Extract the lines that carry the string "image" from the listing.
* Start Dataset records *
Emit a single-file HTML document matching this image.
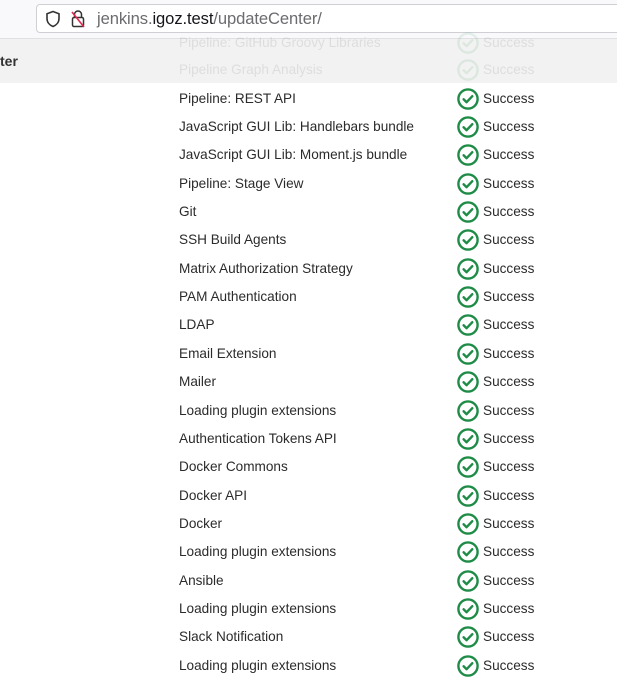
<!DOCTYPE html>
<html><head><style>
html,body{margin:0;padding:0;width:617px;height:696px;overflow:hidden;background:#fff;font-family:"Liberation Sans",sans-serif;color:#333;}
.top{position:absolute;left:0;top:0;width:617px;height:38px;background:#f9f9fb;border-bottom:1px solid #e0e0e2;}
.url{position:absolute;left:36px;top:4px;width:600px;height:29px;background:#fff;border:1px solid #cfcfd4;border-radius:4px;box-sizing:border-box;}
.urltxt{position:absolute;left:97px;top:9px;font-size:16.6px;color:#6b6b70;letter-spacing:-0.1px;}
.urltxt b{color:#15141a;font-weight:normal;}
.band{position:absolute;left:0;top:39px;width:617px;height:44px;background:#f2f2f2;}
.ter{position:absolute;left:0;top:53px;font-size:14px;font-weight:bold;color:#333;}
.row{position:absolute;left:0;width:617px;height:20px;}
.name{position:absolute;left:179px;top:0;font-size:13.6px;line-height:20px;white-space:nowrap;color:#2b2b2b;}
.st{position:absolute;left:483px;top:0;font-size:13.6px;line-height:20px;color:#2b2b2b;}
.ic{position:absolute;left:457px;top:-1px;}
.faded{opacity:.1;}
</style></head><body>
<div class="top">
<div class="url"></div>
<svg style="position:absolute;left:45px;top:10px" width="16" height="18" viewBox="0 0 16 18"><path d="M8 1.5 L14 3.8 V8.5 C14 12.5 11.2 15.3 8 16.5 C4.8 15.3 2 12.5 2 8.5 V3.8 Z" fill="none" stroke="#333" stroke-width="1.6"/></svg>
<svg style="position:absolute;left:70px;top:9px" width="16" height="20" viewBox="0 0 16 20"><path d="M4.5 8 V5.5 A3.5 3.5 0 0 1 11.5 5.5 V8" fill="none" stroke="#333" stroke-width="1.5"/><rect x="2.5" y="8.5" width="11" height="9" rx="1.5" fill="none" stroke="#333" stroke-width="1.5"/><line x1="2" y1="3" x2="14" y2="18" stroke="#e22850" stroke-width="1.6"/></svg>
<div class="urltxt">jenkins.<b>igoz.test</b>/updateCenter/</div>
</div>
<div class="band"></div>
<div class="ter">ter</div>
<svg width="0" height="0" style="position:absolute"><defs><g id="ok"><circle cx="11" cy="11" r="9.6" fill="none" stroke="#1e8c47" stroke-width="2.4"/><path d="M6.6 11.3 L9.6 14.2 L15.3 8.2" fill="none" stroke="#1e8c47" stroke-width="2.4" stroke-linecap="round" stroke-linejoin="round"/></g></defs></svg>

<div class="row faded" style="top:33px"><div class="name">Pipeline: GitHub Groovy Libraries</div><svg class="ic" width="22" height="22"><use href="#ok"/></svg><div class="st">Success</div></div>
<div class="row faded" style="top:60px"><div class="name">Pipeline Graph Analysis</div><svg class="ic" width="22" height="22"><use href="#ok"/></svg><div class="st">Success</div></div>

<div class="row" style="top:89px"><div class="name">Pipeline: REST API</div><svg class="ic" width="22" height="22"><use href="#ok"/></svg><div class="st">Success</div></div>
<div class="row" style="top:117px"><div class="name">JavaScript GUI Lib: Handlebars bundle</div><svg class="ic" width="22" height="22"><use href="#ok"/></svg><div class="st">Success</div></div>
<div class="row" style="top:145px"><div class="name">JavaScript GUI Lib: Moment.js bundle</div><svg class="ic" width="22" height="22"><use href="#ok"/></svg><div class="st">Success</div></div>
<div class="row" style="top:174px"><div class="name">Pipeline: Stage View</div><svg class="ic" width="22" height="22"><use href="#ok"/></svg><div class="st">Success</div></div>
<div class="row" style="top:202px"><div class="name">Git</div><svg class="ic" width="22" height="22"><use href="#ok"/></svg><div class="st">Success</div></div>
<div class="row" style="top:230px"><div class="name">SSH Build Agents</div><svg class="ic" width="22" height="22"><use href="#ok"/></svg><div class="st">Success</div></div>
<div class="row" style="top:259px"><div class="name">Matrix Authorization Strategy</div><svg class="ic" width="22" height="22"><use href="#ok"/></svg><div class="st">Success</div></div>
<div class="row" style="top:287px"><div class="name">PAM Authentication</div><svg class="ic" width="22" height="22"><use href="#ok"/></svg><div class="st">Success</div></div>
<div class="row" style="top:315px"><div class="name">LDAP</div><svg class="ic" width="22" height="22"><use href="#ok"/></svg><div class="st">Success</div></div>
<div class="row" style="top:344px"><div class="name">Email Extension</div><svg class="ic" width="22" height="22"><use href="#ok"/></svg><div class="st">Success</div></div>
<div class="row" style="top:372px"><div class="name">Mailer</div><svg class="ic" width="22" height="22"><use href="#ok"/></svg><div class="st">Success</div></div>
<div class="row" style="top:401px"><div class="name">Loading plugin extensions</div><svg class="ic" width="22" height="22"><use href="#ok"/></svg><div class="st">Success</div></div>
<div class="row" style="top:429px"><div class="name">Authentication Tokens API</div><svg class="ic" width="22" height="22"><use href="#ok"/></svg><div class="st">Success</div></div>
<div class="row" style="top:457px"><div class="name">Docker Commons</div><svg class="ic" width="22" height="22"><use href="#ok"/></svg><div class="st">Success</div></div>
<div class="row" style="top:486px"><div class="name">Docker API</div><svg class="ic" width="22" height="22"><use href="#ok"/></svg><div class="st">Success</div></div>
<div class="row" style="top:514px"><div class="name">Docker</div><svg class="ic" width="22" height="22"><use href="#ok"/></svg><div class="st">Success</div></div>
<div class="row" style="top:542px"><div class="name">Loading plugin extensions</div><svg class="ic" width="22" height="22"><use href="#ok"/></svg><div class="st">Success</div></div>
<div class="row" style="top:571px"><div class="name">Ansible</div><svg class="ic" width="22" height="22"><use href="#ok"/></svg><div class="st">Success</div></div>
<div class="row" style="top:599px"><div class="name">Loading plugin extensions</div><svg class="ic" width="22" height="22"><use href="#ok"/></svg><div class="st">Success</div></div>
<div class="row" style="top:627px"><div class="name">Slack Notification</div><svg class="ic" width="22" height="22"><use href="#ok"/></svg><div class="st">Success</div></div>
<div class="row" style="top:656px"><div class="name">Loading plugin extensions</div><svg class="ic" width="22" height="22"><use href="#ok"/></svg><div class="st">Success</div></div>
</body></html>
* End Dataset records *
* Start Dataset records *
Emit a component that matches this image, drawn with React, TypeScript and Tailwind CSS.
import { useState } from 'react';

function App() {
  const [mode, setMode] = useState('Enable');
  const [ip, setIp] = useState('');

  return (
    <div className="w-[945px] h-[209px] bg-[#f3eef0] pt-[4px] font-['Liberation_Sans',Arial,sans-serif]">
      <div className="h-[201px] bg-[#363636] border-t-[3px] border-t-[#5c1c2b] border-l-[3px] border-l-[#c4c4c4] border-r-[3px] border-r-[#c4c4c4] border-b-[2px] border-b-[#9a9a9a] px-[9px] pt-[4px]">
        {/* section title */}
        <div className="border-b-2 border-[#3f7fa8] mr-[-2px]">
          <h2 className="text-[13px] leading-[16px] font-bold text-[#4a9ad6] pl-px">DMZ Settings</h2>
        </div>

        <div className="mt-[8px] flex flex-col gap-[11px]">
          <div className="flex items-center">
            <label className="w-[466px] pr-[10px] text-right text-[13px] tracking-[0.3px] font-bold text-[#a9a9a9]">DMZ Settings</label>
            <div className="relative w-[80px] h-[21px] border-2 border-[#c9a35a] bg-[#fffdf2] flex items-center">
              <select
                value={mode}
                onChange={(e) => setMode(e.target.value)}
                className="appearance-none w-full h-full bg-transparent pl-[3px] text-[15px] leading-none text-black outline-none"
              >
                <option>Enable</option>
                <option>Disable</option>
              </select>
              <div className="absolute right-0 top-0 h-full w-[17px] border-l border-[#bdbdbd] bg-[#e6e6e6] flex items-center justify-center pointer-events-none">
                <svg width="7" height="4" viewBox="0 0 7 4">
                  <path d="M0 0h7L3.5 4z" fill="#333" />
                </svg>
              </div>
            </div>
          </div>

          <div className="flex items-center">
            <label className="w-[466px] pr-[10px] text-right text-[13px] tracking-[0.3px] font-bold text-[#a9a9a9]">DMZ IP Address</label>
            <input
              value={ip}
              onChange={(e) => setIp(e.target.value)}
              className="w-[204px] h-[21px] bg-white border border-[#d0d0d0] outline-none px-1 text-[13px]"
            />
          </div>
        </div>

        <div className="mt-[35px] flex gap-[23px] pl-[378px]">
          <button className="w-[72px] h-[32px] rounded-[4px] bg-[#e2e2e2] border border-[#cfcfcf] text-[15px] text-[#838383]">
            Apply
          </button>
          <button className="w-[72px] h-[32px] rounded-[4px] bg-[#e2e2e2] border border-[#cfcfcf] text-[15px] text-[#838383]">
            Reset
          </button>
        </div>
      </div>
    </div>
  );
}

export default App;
* End Dataset records *
Right answer.
Emit a single-file HTML document matching this image.
Emit a component that matches this image, drawn with React, TypeScript and Tailwind CSS.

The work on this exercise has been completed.